My view is that we can produce research with high impact by bringing teams of scientists together with aligning but overlapping interests. And we're doing this at the University of Pittsburgh in terms of creating lab spaces that are open and conducive to collaboration. Each individual investigator brings their own unique perspective, what's encouraging to see is people really embracing this idea of highly collaborative multidisciplinary research in the field.
They are visionaries, and they are good leaders, but he actually has both skills.

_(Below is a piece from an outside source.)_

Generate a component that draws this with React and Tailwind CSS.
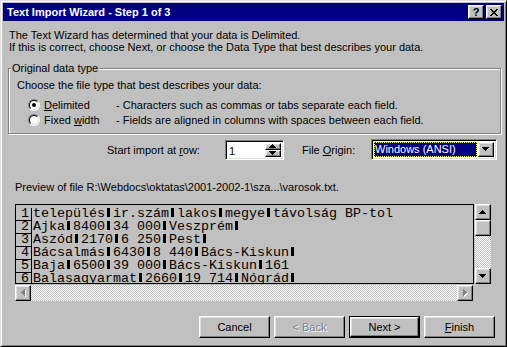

He has the leadership skills and organizational skills to build departments and assemble teams to realize that vision.
It's really helping us better understand, you know why people develop voice disorders to begin with, why people develop nodules on their vocal folds.
Many researchers will focus on one aspect of a particular system and they'll delve deep into that, but they may not necessarily be able to connect it to patient care and drug trials and things like that. And Dr. Russo is able to think about the cell mechanisms and then he can envision what that means for a patient and that's a rare talent. So he's a good clinician, but then also a good clinical translational scientist.
He didn't do the research for research sake and given the fact that he had a clinical background with his speech pathology, he took some of the clinical problems that we faced, and then did the science to try to help improve what we did clinically. And what we saw clinically.
One of our current projects involves working with engineers, surgeons, and other scientists in creating customized individualized implants for patients with unilateral vocal fold paralysis.
His fellow scientists has judged his sciences to be absolutely top notch and supportive with over $8 million in research grants.
And it's wonderful to see our students a year or two years later tell you that the conversations that you had, the emails you sent, were really ones that helped them to find their path. I want to see my patients get better and I want to see an impact. I want to know that what we're doing is helping and having them feel good about the health care that they're receiving is something that is so encouraging. It's rewarding.